We are nearly all members of the Precariat now

There is nothing new in the capitalist practice of maximizing private profit and spreading losses to workers and governments. The 2008 bailout of the banks was a blatant demonstration of the corporate state at work --- the masters and their puppet politicians working hand in hand to subvert state power in the interest of the invisible few.

The crisis was sold to the public as a unique aberration caused by the greed and irresponsibility of a few bad apples and not by any fundamental flaw in financial capitalism. The predictable “panic” presented western capitalist governments with the opportunity to rearrange resources in a way they would never have dared to a decade earlier.
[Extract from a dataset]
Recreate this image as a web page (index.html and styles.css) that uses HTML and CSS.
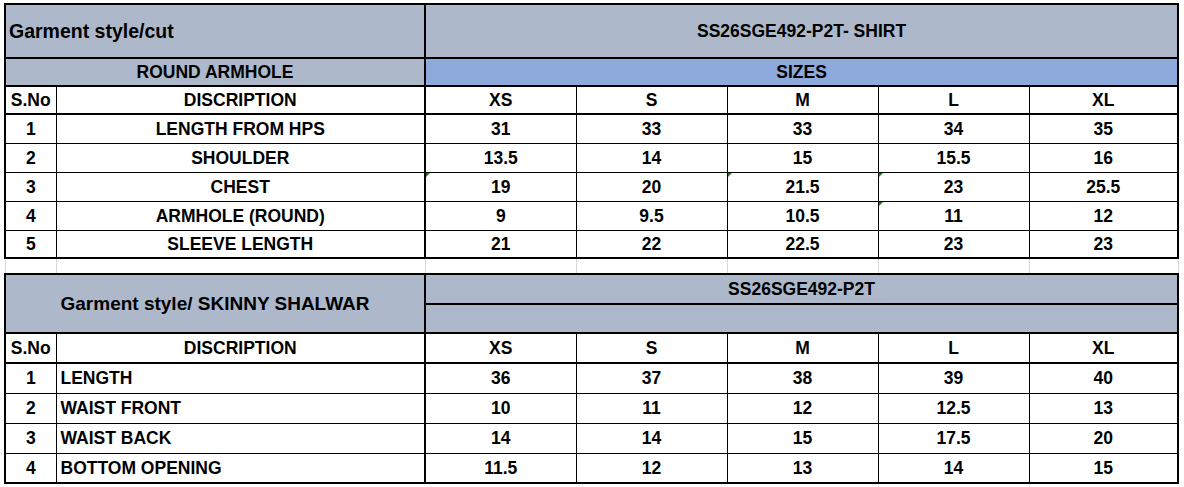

No crisis, real or concocted, is ever wasted by the ruling classes when it comes to grasping greater power – money is the means but the objective is always more power.

Just as corporations use recession to drive down wages and demand greater efficiency, so states have used the current “not since the Great Depression” debt crisis to beat down living standards and expectations.

The Conservatives and their Liberal allies have begun their assault on the living standards of working people. Services that sustain a basic living standard and some semblance of hope for working people are being hacked with a savagery that would surprise even Thatcher’s governments. Cutting services always hurts women and children disproportionately. According to Shelter, about 70,000 British children are sleeping in temporary accommodation every night.

The current deficits can be overcome by abolishing loopholes that allow corporations to avoid taxation by using off-shore accounts. The wealthy could be forced to pay a wealth tax and financial transactions could be taxed. This will never happen of course in a state with an almost fully-merged political and corporate class. The immunity of the super-wealthy during the current crisis has laid bare the myth of the state as guardian of citizenship and the “objective” enforcer of the social contract. The real masters have emerged from the shadows of “democracy”.

The people should make no mistake. The current cuts to public services are not part of a normal budget balancing act but rather an irreversible rupture of the social contract that began after World War II. The economic and political gains of working people in the last 65 years will no longer be tolerated by the elites. As state sovereignty and responsibility to its citizens diminish with increasing globalization, corporate power no longer feels compelled to bargain.

Since the commitment to full employment and a forward-looking industrial policy no longer exists, then vast numbers of people will be seen as a surplus that will need to be contained – in every way.

The British population, along with others in Europe and the United States, is hurtling back to an age of social apartheid in which affordable housing, meaningful education, access to politics, social mobility and health will become restricted privileges. Our rulers are reversing history – our history – in from of our eyes and stampeding us into mass insecurity. Just as in the 1930s, when the enemy was clearer, a fight is coming, a fight that belongs above all to the working class but also to anyone who opposes the indecency of the not-so-distant past.